I’m not claiming it has been a hard winter thus far, just a rather temperamental one. We go from zero to 50 degrees above, then back to single digits all in one week, each transition punctuated by freezing rain, sleet, and high winds.

Following each meteorological mood swing, I hear people comment about how confused the weather makes them. You plant spring bulbs one day, shovel snow the next, then have to lace up the crampons the day after that because it rained and then suddenly froze. If you think it’s annoying for us humans, who have the luxury of retreating into our warm homes, imagine how the animals feel.

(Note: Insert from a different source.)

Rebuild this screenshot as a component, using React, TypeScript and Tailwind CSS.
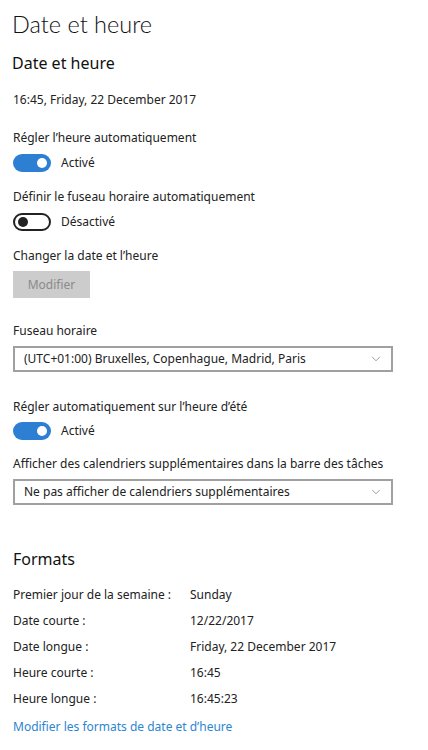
import { ChevronDown } from "lucide-react";

const Toggle = ({ on, label }: { on: boolean; label: string }) => (
  <div className="flex items-center gap-[10px] h-[20px]">
    {on ? (
      <div className="w-[38px] h-[18px] rounded-full bg-[#2c7fd3] flex items-center justify-end pr-[4px]">
        <div className="w-[10px] h-[10px] rounded-full bg-white" />
      </div>
    ) : (
      <div className="w-[38px] h-[18px] rounded-full border-2 border-[#222] flex items-center pl-[3px]">
        <div className="w-[10px] h-[10px] rounded-full bg-[#222]" />
      </div>
    )}
    <span className="text-[12px] text-[#222]">{label}</span>
  </div>
);

const Select = ({ value }: { value: string }) => (
  <div className="w-[380px] h-[26px] border-2 border-[#a0a0a0] flex items-center justify-between pl-[9px] pr-[8px]">
    <span className="text-[12px] text-[#222]">{value}</span>
    <ChevronDown size={14} strokeWidth={1.25} className="text-[#777]" />
  </div>
);

const formats = [
  ["Premier jour de la semaine :", "Sunday"],
  ["Date courte :", "12/22/2017"],
  ["Date longue :", "Friday, 22 December 2017"],
  ["Heure courte :", "16:45"],
  ["Heure longue :", "16:45:23"],
];

export default function App() {
  return (
    <div className="w-[428px] h-[750px] bg-white overflow-hidden font-['Noto_Sans',sans-serif] text-[#222]">
      <div className="pl-[12px] pt-[7px]">
        <h1 className="font-['Lato',sans-serif] text-[23.5px] leading-[34px] font-light text-[#111]">Date et heure</h1>
        <h2 className="text-[16px] leading-[22px] text-[#111] mt-[11px]">Date et heure</h2>
      </div>

      <div className="pl-[13px]">
        <div className="text-[12px] leading-[18px] mt-[17px]">16:45, Friday, 22 December 2017</div>

        <div className="text-[12px] leading-[18px] mt-[20px]">Régler l’heure automatiquement</div>
        <div className="mt-[6px]"><Toggle on label="Activé" /></div>

        <div className="text-[12px] leading-[18px] mt-[15px]">Définir le fuseau horaire automatiquement</div>
        <div className="mt-[6px]"><Toggle on={false} label="Désactivé" /></div>

        <div className="text-[12px] leading-[18px] mt-[15px]">Changer la date et l’heure</div>
        <div className="mt-[6px] w-[77px] h-[27px] bg-[#cccccc] flex items-center justify-center text-[12px] text-[#8a8a8a]">Modifier</div>

        <div className="text-[12px] leading-[18px] mt-[24px]">Fuseau horaire</div>
        <div className="mt-[6px]"><Select value="(UTC+01:00) Bruxelles, Copenhague, Madrid, Paris" /></div>

        <div className="text-[12px] leading-[18px] mt-[26px]">Régler automatiquement sur l’heure d’été</div>
        <div className="mt-[5px]"><Toggle on label="Activé" /></div>

        <div className="text-[12px] leading-[18px] mt-[14px]">Afficher des calendriers supplémentaires dans la barre des tâches</div>
        <div className="mt-[6px]"><Select value="Ne pas afficher de calendriers supplémentaires" /></div>

        <h2 className="text-[16px] leading-[22px] text-[#111] mt-[43px]">Formats</h2>

        <div className="mt-[12px] flex flex-col">
          {formats.map(([k, v]) => (
            <div key={k} className="flex h-[26px] items-center text-[12px]">
              <span className="w-[177px]">{k}</span>
              <span>{v}</span>
            </div>
          ))}
        </div>
        <div className="text-[12px] leading-[18px] mt-[6px] text-[#2a86d1]">Modifier les formats de date et d’heure</div>
      </div>
    </div>
  );
}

“Singin’ in the (Icy) Rain”? Not so much

Freezing rain can really mess things up for resident songbirds. Chickadees are not able to break apart the birch and alder catkins they depend on for food. Nuthatches can’t extract seeds from pine and spruce cones, which are encased in ice. This type of weather is normal, of course, but glaze events occur more often when the weather changes its mind every few days. An ice crust on top of the snow can make it hard for grouse and turkeys, and deer as well, to find browse.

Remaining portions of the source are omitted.